O fenômeno do sumiço de praias não é uma exclusividade de Camboriú: ele afeta todo o litoral brasileiro. A área de praias, dunas e areais do país recuou 15% entre 1985 e 2021, segundo levantamento do instituto MapBiomas, com base nos dados mais recentes. O avanço de infraestruturas urbanas é um dos problemas. “Estão construindo estradas e condomínios sobre dunas”, diz Pedro Walfir, professor da UFPA e membro da equipe de zona costeira do MapBiomas. Os estragos do avanço desordenado acabaram sendo potencializados nos últimos tempos pela elevação do nível do mar e dos rios em razão do aquecimento global.
Um exemplo emblemático de erosão está em Atafona, distrito de São João da Barra, no Rio de Janeiro, onde o mar avançou mais de dez quarteirões, destruindo o que tinha pela frente no vilarejo de 7 000 habitantes. O assoreamento do Rio Paraíba do Sul, que ali encontra o oceano após percorrer três estados, e a construção de barragens afetaram o transporte de areia para a costa e agravaram o processo. Em Olinda, no Pernambuco, e Fortaleza, no Ceará, estruturas chamadas de espigões ou quebra-mares foram construídas para conter o avanço do oceano. A empreitada não teve o efeito esperado e acabou transferindo o problema a praias vizinhas.

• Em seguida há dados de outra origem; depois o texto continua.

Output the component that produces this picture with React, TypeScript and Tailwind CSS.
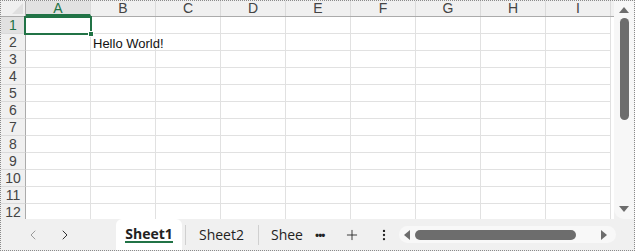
import { Plus, ChevronLeft, ChevronRight, EllipsisVertical } from 'lucide-react';

const cols = ['A', 'B', 'C', 'D', 'E', 'F', 'G', 'H', 'I'];
const rows = [1, 2, 3, 4, 5, 6, 7, 8, 9, 10, 11, 12];

function HeaderRow() {
    return (
        <div className="flex h-[16px] bg-[#f0f0f0] border-b border-[#ababab]">
            <div className="relative w-[25px] shrink-0 border-r border-[#ababab]">
                <div className="absolute right-[2px] bottom-[2px] w-0 h-0 border-l-[11px] border-l-transparent border-b-[11px] border-b-[#dfdfdf]" />
            </div>
            {cols.map((c, i) => (
                <div
                    key={c}
                    className={`w-[65px] shrink-0 border-r border-[#dadada] text-center text-[14px] leading-[15px] ${
                        i === 0 ? 'bg-[#e1e1e1] text-[#217346] border-b-2 border-b-[#217346]' : 'text-[#444]'
                    }`}
                >
                    {c}
                </div>
            ))}
        </div>
    );
}

function Row({ n }: { n: number }) {
    const sel = n === 1;
    return (
        <div className="flex h-[17px]">
            <div
                className={`w-[25px] shrink-0 border-r border-[#ababab] border-b border-b-[#dadada] text-center text-[14px] leading-[16px] ${
                    sel ? 'bg-[#e1e1e1] text-[#217346]' : 'bg-[#f0f0f0] text-[#444]'
                }`}
            >
                {n}
            </div>
            {cols.map((c) => (
                <div key={c} className="w-[65px] shrink-0 border-r border-b border-[#e1e1e1] bg-white" />
            ))}
        </div>
    );
}

function VScroll() {
    return (
        <div className="w-[20px] shrink-0 bg-[#f0f0f0]">
            <div className="h-full bg-[#f7f7f7] rounded-bl-[10px] flex flex-col items-center pt-[4px] pb-[4px]">
                <div className="w-0 h-0 border-l-[5px] border-l-transparent border-r-[5px] border-r-transparent border-b-[6px] border-b-[#6d6d6d] mt-[2px]" />
                <div className="w-[9px] h-[102px] bg-[#6d6d6d] rounded-[5px] mt-[5px] ml-[1px]" />
                <div className="flex-1" />
                <div className="w-0 h-0 border-l-[5px] border-l-transparent border-r-[5px] border-r-transparent border-t-[6px] border-t-[#6d6d6d] mb-[3px]" />
            </div>
        </div>
    );
}

function TabBar() {
    return (
        <div className="flex items-stretch h-[31px] bg-[#f0f0f0] font-['Open_Sans',sans-serif] text-[#222]">
            <div className="flex items-center w-[115px] pl-[24px] gap-[16px] text-[#9a9a9a]">
                <ChevronLeft size={16} strokeWidth={1.5} />
                <ChevronRight size={16} strokeWidth={1.5} className="text-[#333]" />
            </div>
            <div className="relative flex flex-col items-center justify-center w-[66px] bg-white rounded-t-[6px]">
                <span className="text-[14px] font-bold leading-[18px] mt-[-2px]">Sheet1</span>
                <div className="absolute bottom-[7px] left-[9px] right-[9px] h-[2px] bg-[#217346]" />
            </div>
            <div className="flex items-center">
                <div className="w-px h-[20px] bg-[#d0d0d0] ml-[3px]" />
                <span className="text-[14px] ml-[13px] w-[46px]">Sheet2</span>
                <div className="w-px h-[20px] bg-[#d0d0d0] ml-[13px]" />
                <span className="text-[14px] ml-[12px] whitespace-nowrap">Shee</span>
                <span className="ml-[12px] text-[11px] tracking-[-1px] font-bold leading-none">•••</span>
                <Plus size={16} strokeWidth={1.3} className="ml-[20px]" />
                <EllipsisVertical size={14} strokeWidth={2} className="ml-[17px]" />
            </div>
            <div className="flex items-center ml-[8px]">
                <div className="flex items-center w-[217px] h-[17px] bg-[#f8f8f8] rounded-[9px] px-[5px]">
                    <div className="w-0 h-0 border-t-[5px] border-t-transparent border-b-[5px] border-b-transparent border-r-[6px] border-r-[#6d6d6d]" />
                    <div className="w-[161px] h-[10px] bg-[#6d6d6d] rounded-[5px] ml-[5px]" />
                    <div className="flex-1" />
                    <div className="w-0 h-0 border-t-[5px] border-t-transparent border-b-[5px] border-b-transparent border-l-[6px] border-l-[#6d6d6d] mr-[4px]" />
                </div>
            </div>
        </div>
    );
}

export default function App() {
    return (
        <div className="w-[635px] h-[251px] border border-dotted border-[#8a8a8a] bg-[#f0f0f0] overflow-hidden font-['Liberation_Sans',Arial,sans-serif]">
            <div className="flex h-[218px]">
                <div className="relative flex-1 overflow-hidden bg-white">
                    <HeaderRow />
                    {rows.map((n) => (
                        <Row key={n} n={n} />
                    ))}
                    <span className="absolute left-[92px] top-[35px] whitespace-nowrap text-[13px] leading-[15px] text-[#111]">
                        Hello World!
                    </span>
                    <div className="absolute left-[23px] top-[15px] w-[68px] h-[19px] border-2 border-[#217346]" />
                    <div className="absolute left-[87px] top-[30px] w-[6px] h-[6px] bg-[#217346] border border-white" />
                </div>
                <VScroll />
            </div>
            <TabBar />
        </div>
    );
}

Devido ao risco de acidentes, interdições ocorrem agora com frequência. São Vicente, no litoral paulista, isolou parte da orla para que pesquisadores do Serviço Geológico do Brasil fizessem um estudo sobre a erosão que ameaça o local. O mesmo ocorre no Morro do Careca, um dos pontos turísticos de Natal, no Rio Grande do Norte, que sofre processo de erosão e risco de desmoronamento, segundo um relatório preparado por determinação do Ministério Público Federal.
A erosão costeira tende a piorar, principalmente por conta do avanço das mudanças climáticas. A frequência das tempestades, a elevação do nível do mar e o aquecimento global, unidos à urbanização e à ação humana, devem acelerar o sumiço de parte das praias. O aumento da intensidade dos ventos, principalmente na Margem Equatorial, também influencia na energia das ondas e na remoção da areia. “Os sedimentos são retirados pela força das águas, vão em direção ao oceano e muitos deles não voltam porque o nível do mar está aumentando com o aquecimento global”, afirma Marcelo Sperle, professor da Faculdade de Oceanografia da UERJ.
As mudanças climáticas também aceleram o processo erosivo nos litorais da Inglaterra e Espanha. Até locais históricos, como as praias da Normandia (França), que serviram para o desembarque das tropas aliadas na ofensiva contra a Alemanha nazista conhecida como Dia D, também estão sob ameaça — relatório climático aponta que dois terços da costa na área estão desaparecendo.
Para além das ameaças a cartões-postais litorâneos, o fenômeno desencadeia uma série de prejuízos sociais e econômicos. No Brasil, os estragos são democráticos. O encolhimento das praias engole receitas das comunidades caiçaras que dependem do turismo, enquanto mansões de veraneio erguidas sobre dunas passam a correr risco de desabamento. “Há intervenções que podem reduzir as taxas de erosão, como a construção de sistemas de recifes artificiais”, diz Paulo Horta, professor do Departamento de Botânica da UFSC. Mas o combate mais efetivo ao problema exige políticas ambientais e urbanísticas. O sumiço acelerado das praias mostra que essas medidas são cada vez mais urgentes.